The attractive scenery continued with several viewing points perched high above. The large commercial boats were also quite frequent and we shared the large chamber with Christian as we descended the 14.5m deep lock at Serrig. Our bigger neighbour proved to be no problem but we did get a submerged log wedged between the boat and the engine leg as we came out behind her.
It was occasionally wise to ignore the rule of the road and not insist on taking the right hand side when passing other craft. This was particularly true as the Festine Vere was already passing an anchored yacht and not all it’s crew were watching what they were doing. I can’t help wondering what they would have done if the 2 boys had fallen off.
Our next port of call was at Saarburg which had been recommended to us. It is a pretty little town with a ruined castle and a lovely pedestrianised centre consisting of many restaurants with outside tables gathered around the flower bedecked mill stream. The only disadvantage is that the sportboothafen is about a mile beyond the town but it is pleasant and very popular riverside walk.
From Saarburg it is only 6 miles and one lock, which we again descended alongside Caron, to the junction with the Mosel where we turned left or upstream towards the French border. Having read Hugh McKnight’s “Slow Boat Through Germany”, we were expecting a visit from the German water police at some point. Within an hour of turning on to the Mosel we saw them coming up behind us at speed. We were quite pleased to see them shoot past with nothing more than a cheery wave before turning and going back. We got the impression that they were busy giving their guests sat out the back a joyride. We had a far less pleasant experience when a lock full of dutch barges and large cruisers came tearing towards us obviously competing with each other to get in front leaving little room for us to pass between them and the bank. The nearest to us went on to the plane shortly after we passed in order to get to the front.
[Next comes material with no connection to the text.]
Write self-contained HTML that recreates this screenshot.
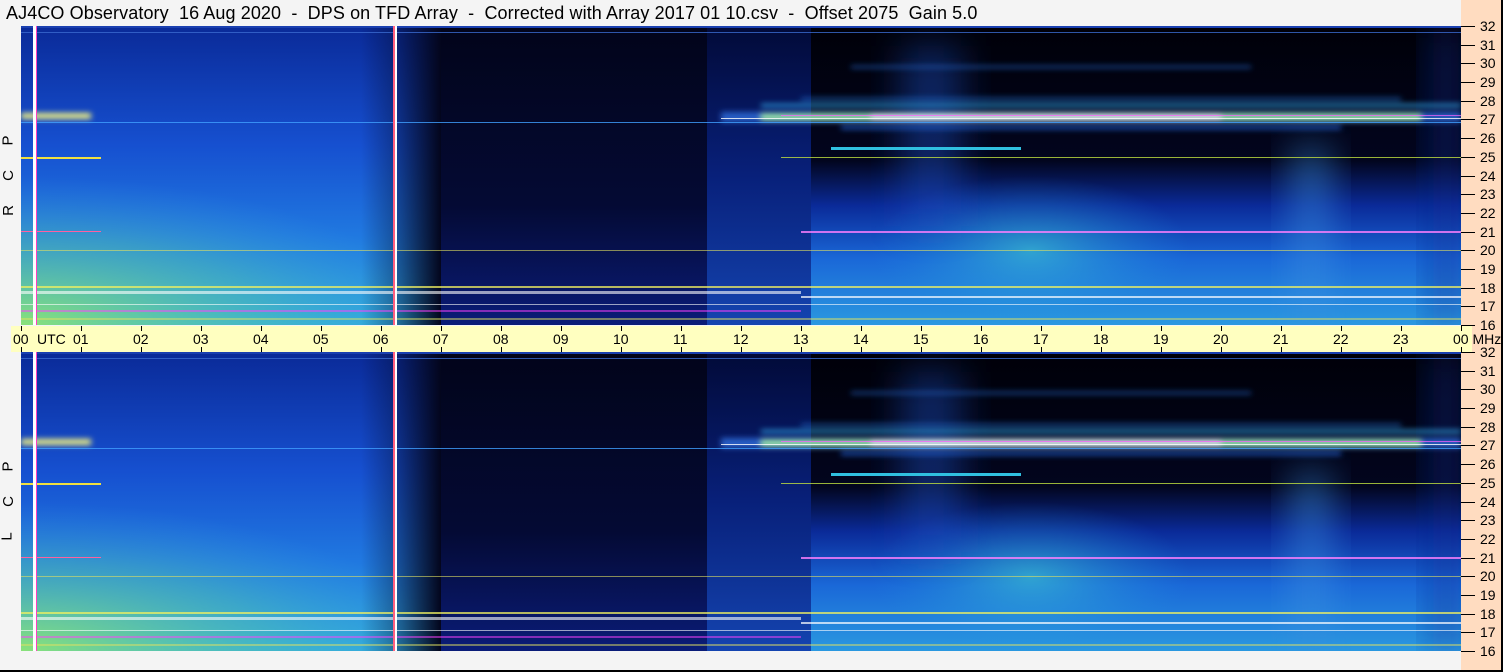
<!DOCTYPE html>
<html><head><meta charset="utf-8"><style>
html,body{margin:0;padding:0}
body{width:1503px;height:672px;background:#f4f4f4;position:relative;overflow:hidden;font-family:"Liberation Sans",sans-serif}
.title{position:absolute;left:6px;top:3px;font-size:18px;color:#000;white-space:pre;letter-spacing:0.1px}
.peach{position:absolute;left:1461px;top:0;width:40px;height:672px;background:#ffdcc0}
.rb{position:absolute;left:1501px;top:0;width:2px;height:672px;background:#000}
.bb{position:absolute;left:0;top:670px;width:1503px;height:2px;background:#000}
.axis{position:absolute;left:11px;top:326px;width:1461px;height:26px;background:#ffffc0}
.panel{position:absolute;left:21px;width:1440px;height:299px}
.lbl{position:absolute;left:3px;font-size:15px;transform:rotate(-90deg);transform-origin:center}
.hr{position:absolute;font-size:14px;top:331px;white-space:nowrap}
.tk{position:absolute;width:1px;height:5px;background:#000}
.rt{position:absolute;left:1461px;width:14px;height:1px;background:#000}
.rn{position:absolute;left:1480px;font-size:14px}
</style></head><body>
<div class="title">AJ4CO Observatory  16 Aug 2020  -  DPS on TFD Array  -  Corrected with Array 2017 01 10.csv  -  Offset 2075  Gain 5.0</div>
<div class="peach"></div><div class="rb"></div><div class="bb"></div>
<svg width="0" height="0" style="position:absolute">
<defs>
<filter id="bl" x="-50%" y="-50%" width="200%" height="200%"><feGaussianBlur stdDeviation="18"/></filter>
<filter id="bs" x="-20%" y="-200%" width="140%" height="500%"><feGaussianBlur stdDeviation="3"/></filter>
<linearGradient id="gl" x1="0" y1="0" x2="0" y2="1"><stop offset="0" stop-color="#0a2a98"/><stop offset=".4" stop-color="#1650d0"/><stop offset=".7" stop-color="#2078e0"/><stop offset="1" stop-color="#30a8e0"/></linearGradient>
<linearGradient id="gf" x1="0" y1="0" x2="1" y2="0"><stop offset="0" stop-color="#03051c" stop-opacity="0"/><stop offset=".5" stop-color="#03051c" stop-opacity=".4"/><stop offset="1" stop-color="#03051c" stop-opacity="1"/></linearGradient>
<radialGradient id="gg" cx="0" cy="1" r="1"><stop offset="0" stop-color="#a0f060" stop-opacity=".8"/><stop offset=".6" stop-color="#60d0a0" stop-opacity=".35"/><stop offset="1" stop-color="#40b0e0" stop-opacity="0"/></radialGradient>
<linearGradient id="gm" x1="0" y1="0" x2="0" y2="1"><stop offset="0" stop-color="#02041a"/><stop offset=".6" stop-color="#040a34"/><stop offset="1" stop-color="#0a1c78"/></linearGradient>
<linearGradient id="gn" x1="0" y1="0" x2="0" y2="1"><stop offset="0" stop-color="#020a38"/><stop offset=".5" stop-color="#08207a"/><stop offset="1" stop-color="#1444b0"/></linearGradient>
<linearGradient id="gr" x1="0" y1="0" x2="0" y2="1"><stop offset="0" stop-color="#000008"/><stop offset=".45" stop-color="#02051e"/><stop offset=".6" stop-color="#0a2a98"/><stop offset=".78" stop-color="#1a68d8"/><stop offset="1" stop-color="#2a98e0"/></linearGradient>
<radialGradient id="gc" cx=".5" cy=".5" r=".5"><stop offset="0" stop-color="#40d0d0" stop-opacity=".6"/><stop offset="1" stop-color="#2090e0" stop-opacity="0"/></radialGradient>
<symbol id="sp" viewBox="0 0 1440 299">
<rect width="1440" height="299" fill="#03051c"/>
<rect x="0" width="420" height="299" fill="url(#gl)"/>
<rect x="0" y="150" width="420" height="149" fill="url(#gg)"/>
<rect x="340" width="80" height="299" fill="url(#gf)"/>
<rect x="420" width="270" height="299" fill="url(#gm)"/>
<rect x="686" width="104" height="299" fill="url(#gn)"/>
<rect x="790" width="650" height="299" fill="url(#gr)"/>
<rect x="850" y="150" width="320" height="150" fill="url(#gc)"/>
<rect x="880" y="20" width="60" height="180" fill="#1a50c0" opacity=".45" filter="url(#bl)"/>
<rect x="1270" y="120" width="40" height="179" fill="#3a90e0" opacity=".5" filter="url(#bl)"/>
<rect x="1410" y="0" width="30" height="299" fill="#0a2a90" opacity=".5" filter="url(#bl)"/>
<g filter="url(#bs)">
<rect x="700" y="86" width="740" height="10" fill="#3070e0" opacity=".8"/>
<rect x="740" y="88" width="660" height="6" fill="#a0f0a0"/>
<rect x="850" y="89" width="350" height="4" fill="#ffffff"/>
<rect x="0" y="87" width="70" height="6" fill="#f0f080"/>
<rect x="740" y="78" width="700" height="3" fill="#30a0e0"/>
<rect x="780" y="72" width="600" height="2" fill="#2070d0"/>
<rect x="820" y="100" width="500" height="3" fill="#2060d0"/>
<rect x="830" y="40" width="400" height="2" fill="#2060c0"/>
</g>
<rect x="760" y="89" width="680" height="1" fill="#ff60ff" opacity=".7"/>
<rect x="700" y="92" width="740" height="1" fill="#ffffff" opacity=".8"/>
<rect x="0" y="96" width="1440" height="1" fill="#40a0ff" opacity=".8"/>
<rect x="0" y="6" width="1440" height="1" fill="#3a6ad0" opacity=".8"/>
<rect x="0" y="0" width="1440" height="2" fill="#1a40b0"/>
<rect x="0" y="131" width="80" height="2" fill="#f0e040"/>
<rect x="760" y="131" width="680" height="1" fill="#c0e040" opacity=".8"/>
<rect x="810" y="121" width="190" height="3" fill="#30c0e0"/>
<rect x="780" y="205" width="660" height="2" fill="#ff80ff" opacity=".8"/>
<rect x="0" y="205" width="80" height="1" fill="#ff60a0"/>
<rect x="0" y="224" width="1440" height="1" fill="#e0e060" opacity=".6"/>
<rect x="0" y="260" width="1440" height="2" fill="#f0f060" opacity=".75"/>
<rect x="0" y="265" width="780" height="3" fill="#ffffff" opacity=".6"/>
<rect x="780" y="270" width="660" height="2" fill="#ffffff" opacity=".7"/>
<rect x="0" y="278" width="1440" height="1" fill="#ffffff" opacity=".6"/>
<rect x="0" y="284" width="780" height="2" fill="#ff40ff" opacity=".5"/>
<rect x="0" y="292" width="1440" height="2" fill="#e0e060" opacity=".5"/>
<rect x="12" y="0" width="3" height="299" fill="#ffffff"/>
<rect x="15" y="0" width="1" height="299" fill="#ff40c0"/>
<rect x="372" y="0" width="2" height="299" fill="#ff6080"/>
<rect x="374" y="0" width="2" height="299" fill="#ffffff"/>
</symbol>
</defs></svg>
<svg class="panel" style="top:26px" viewBox="0 0 1440 299"><use href="#sp"/></svg>
<svg class="panel" style="top:352px" viewBox="0 0 1440 299"><use href="#sp"/></svg>
<div class="axis"></div>
<div class="lbl" style="top:132px">P</div>
<div class="lbl" style="top:167px">C</div>
<div class="lbl" style="top:202px">R</div>
<div class="lbl" style="top:458px">P</div>
<div class="lbl" style="top:493px">C</div>
<div class="lbl" style="top:528px">L</div>
<div style="position:absolute;left:0;top:0">
<div class="hr" style="left:13px">00</div><div class="hr" style="left:37px">UTC</div>
<div class="hr" style="left:73px">01</div><div class="hr" style="left:133px">02</div><div class="hr" style="left:193px">03</div><div class="hr" style="left:253px">04</div><div class="hr" style="left:313px">05</div><div class="hr" style="left:373px">06</div><div class="hr" style="left:433px">07</div><div class="hr" style="left:493px">08</div><div class="hr" style="left:553px">09</div><div class="hr" style="left:613px">10</div><div class="hr" style="left:673px">11</div><div class="hr" style="left:733px">12</div><div class="hr" style="left:793px">13</div><div class="hr" style="left:853px">14</div><div class="hr" style="left:913px">15</div><div class="hr" style="left:973px">16</div><div class="hr" style="left:1033px">17</div><div class="hr" style="left:1093px">18</div><div class="hr" style="left:1153px">19</div><div class="hr" style="left:1213px">20</div><div class="hr" style="left:1273px">21</div><div class="hr" style="left:1333px">22</div><div class="hr" style="left:1393px">23</div><div class="hr" style="left:1453px">00 MHz</div>
</div>
<div style="position:absolute;left:0;top:0">
<div class="tk" style="left:21px;top:326px"></div><div class="tk" style="left:21px;top:347px"></div>
<div class="tk" style="left:81px;top:326px"></div><div class="tk" style="left:81px;top:347px"></div>
<div class="tk" style="left:141px;top:326px"></div><div class="tk" style="left:141px;top:347px"></div>
<div class="tk" style="left:201px;top:326px"></div><div class="tk" style="left:201px;top:347px"></div>
<div class="tk" style="left:261px;top:326px"></div><div class="tk" style="left:261px;top:347px"></div>
<div class="tk" style="left:321px;top:326px"></div><div class="tk" style="left:321px;top:347px"></div>
<div class="tk" style="left:381px;top:326px"></div><div class="tk" style="left:381px;top:347px"></div>
<div class="tk" style="left:441px;top:326px"></div><div class="tk" style="left:441px;top:347px"></div>
<div class="tk" style="left:501px;top:326px"></div><div class="tk" style="left:501px;top:347px"></div>
<div class="tk" style="left:561px;top:326px"></div><div class="tk" style="left:561px;top:347px"></div>
<div class="tk" style="left:621px;top:326px"></div><div class="tk" style="left:621px;top:347px"></div>
<div class="tk" style="left:681px;top:326px"></div><div class="tk" style="left:681px;top:347px"></div>
<div class="tk" style="left:741px;top:326px"></div><div class="tk" style="left:741px;top:347px"></div>
<div class="tk" style="left:801px;top:326px"></div><div class="tk" style="left:801px;top:347px"></div>
<div class="tk" style="left:861px;top:326px"></div><div class="tk" style="left:861px;top:347px"></div>
<div class="tk" style="left:921px;top:326px"></div><div class="tk" style="left:921px;top:347px"></div>
<div class="tk" style="left:981px;top:326px"></div><div class="tk" style="left:981px;top:347px"></div>
<div class="tk" style="left:1041px;top:326px"></div><div class="tk" style="left:1041px;top:347px"></div>
<div class="tk" style="left:1101px;top:326px"></div><div class="tk" style="left:1101px;top:347px"></div>
<div class="tk" style="left:1161px;top:326px"></div><div class="tk" style="left:1161px;top:347px"></div>
<div class="tk" style="left:1221px;top:326px"></div><div class="tk" style="left:1221px;top:347px"></div>
<div class="tk" style="left:1281px;top:326px"></div><div class="tk" style="left:1281px;top:347px"></div>
<div class="tk" style="left:1341px;top:326px"></div><div class="tk" style="left:1341px;top:347px"></div>
<div class="tk" style="left:1401px;top:326px"></div><div class="tk" style="left:1401px;top:347px"></div>
<div class="tk" style="left:1461px;top:326px"></div><div class="tk" style="left:1461px;top:347px"></div>
</div>
<div style="position:absolute;left:0;top:0">
<div class="rt" style="top:26px"></div><div class="rn" style="top:18px">32</div>
<div class="rt" style="top:45px"></div><div class="rn" style="top:37px">31</div>
<div class="rt" style="top:63px"></div><div class="rn" style="top:55px">30</div>
<div class="rt" style="top:82px"></div><div class="rn" style="top:74px">29</div>
<div class="rt" style="top:101px"></div><div class="rn" style="top:93px">28</div>
<div class="rt" style="top:119px"></div><div class="rn" style="top:111px">27</div>
<div class="rt" style="top:138px"></div><div class="rn" style="top:130px">26</div>
<div class="rt" style="top:157px"></div><div class="rn" style="top:149px">25</div>
<div class="rt" style="top:176px"></div><div class="rn" style="top:168px">24</div>
<div class="rt" style="top:194px"></div><div class="rn" style="top:186px">23</div>
<div class="rt" style="top:213px"></div><div class="rn" style="top:205px">22</div>
<div class="rt" style="top:232px"></div><div class="rn" style="top:224px">21</div>
<div class="rt" style="top:250px"></div><div class="rn" style="top:242px">20</div>
<div class="rt" style="top:269px"></div><div class="rn" style="top:261px">19</div>
<div class="rt" style="top:288px"></div><div class="rn" style="top:280px">18</div>
<div class="rt" style="top:306px"></div><div class="rn" style="top:298px">17</div>
<div class="rt" style="top:325px"></div><div class="rn" style="top:317px">16</div>
<div class="rt" style="top:352px"></div><div class="rn" style="top:344px">32</div>
<div class="rt" style="top:371px"></div><div class="rn" style="top:363px">31</div>
<div class="rt" style="top:389px"></div><div class="rn" style="top:381px">30</div>
<div class="rt" style="top:408px"></div><div class="rn" style="top:400px">29</div>
<div class="rt" style="top:427px"></div><div class="rn" style="top:419px">28</div>
<div class="rt" style="top:445px"></div><div class="rn" style="top:437px">27</div>
<div class="rt" style="top:464px"></div><div class="rn" style="top:456px">26</div>
<div class="rt" style="top:483px"></div><div class="rn" style="top:475px">25</div>
<div class="rt" style="top:502px"></div><div class="rn" style="top:494px">24</div>
<div class="rt" style="top:520px"></div><div class="rn" style="top:512px">23</div>
<div class="rt" style="top:539px"></div><div class="rn" style="top:531px">22</div>
<div class="rt" style="top:558px"></div><div class="rn" style="top:550px">21</div>
<div class="rt" style="top:576px"></div><div class="rn" style="top:568px">20</div>
<div class="rt" style="top:595px"></div><div class="rn" style="top:587px">19</div>
<div class="rt" style="top:614px"></div><div class="rn" style="top:606px">18</div>
<div class="rt" style="top:632px"></div><div class="rn" style="top:624px">17</div>
<div class="rt" style="top:651px"></div><div class="rn" style="top:643px">16</div>
</div>
</body></html>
The river becomes the border between Germany and Luxembourg as you cruise upstream and the 2 locks we passed through on the Mosel or Moselle were both on the Luxembourg bank. At the first we had to use the sportbootschleuse which was surprisingly user operated. It also had a very interesting canoe shoot alongside. The famous Mosel vineyards line both banks
The final 5 miles to the marina at Schwebsingen takes you past the resort town of Remich. As Luxenbourg has no coastline, Remich and it’s riverfront is where the population come to play on the water. There is no speed limit on this section of the river and we spent a very uncomfortable hour being repeatedly buffeted by the wash from all manner of trip boats, speedboats, ski boats and jet skis. We stayed 2 nights, taking the opportunity to travel by bus and train to Nancy to retrieve the car and trailer and also to drive to Trier to view the extensive Roman remains, before slipping out and towing the boat across to Charleville – Meziers on the Meuse back in France. Before leaving we spent an interesting evening in the marina bar with a couple of English gentlemen, one of whom had previously been approached about fitting out the new Beavers by Bob Howell. Its a small world!
From Charleville – Meziers we cruised north down the Meuse and through the French and later the Belgian Ardennes retracing our steps from 2003. Montherme is an attractive little town with walks up to the numerous viewing points from where it is possible to see the Meuse meandering between the heavily wooded hills.
The hills rose up and the valley narrowed as we cruised beneath the tree covered rocks known locally as the “Dames de Meuse”, a beautiful stretch of river and lock channel that extends to Revin. This is our favourite stretch of the river and on our return we did this stretch a further 3 times before having to head for home.
Revin has a beautiful port de plaisance, usually full of Dutch cruisers slowly making their way back home after spending the summer cruising in France. Further on Fumay, like several of the other local towns, is an old mining town. lt is largely built of local stone now bedecked in geraniums and is again a popular mooring with the Dutch. Givet is the last French town before crossing over the border in to Belgium and it has a large hilltop castle designed by Vauban.
The border is in fact only marked by a sign on the nearby road with the only formality at the first Belgian lock being a request for our destination and the issuing of a piece of paper. Sadly ours blew overboard before it had chance to be useful. We had cruised as far as Dinant before and so we pressed on, this time heading for Namur which we reached just in time to claim one of the last 2 moorings in the port de plaisance. This has a good view up to the hilltop citadel opposite, but the town itself was a little disappointing. We did enjoy the slightly spooky experience of wandering around the citadel in the dark and it did provide the opportunity for several attractive photos.
We started early next morning retracing our steps, this time stopping at Dinant, birth place of Adolphe de Saxe. On the way we saw evidence of the parallel evolution of ideas in the form of a boat bearing a striking likeness to the original Water Rat complete with flexible sides and pontoon hull.
Our run upstream also provided us with some very atmospheric panoramas as the overnight mist slowly lifted to be replaced by bright sunshine. We also went up, down and up again on our favourite stretch, finding time to swim, eat out and barbeque before finally arriving back in Charleville – Meziers and slipping out..
We paid a flying visit to Ypres during the tow home to witness the moving “last post” ceremony held daily at the Menin Gate This memorial commemorates the 50000 men with no known graves who died defending the Ypres salient during the first world war. After an early morning ferry, we caught up with some sleep parked up on the sea front in Dover and even had time for a swim before completing our tow home.
Over a period of 4 weeks we cruised in and out of 4 countries in total with little or no formality. The currency problems encountered on our previous visit no longer exist and although our German still leaves an awful lot to be desired, we have learnt a little. All in all a wonderful holiday.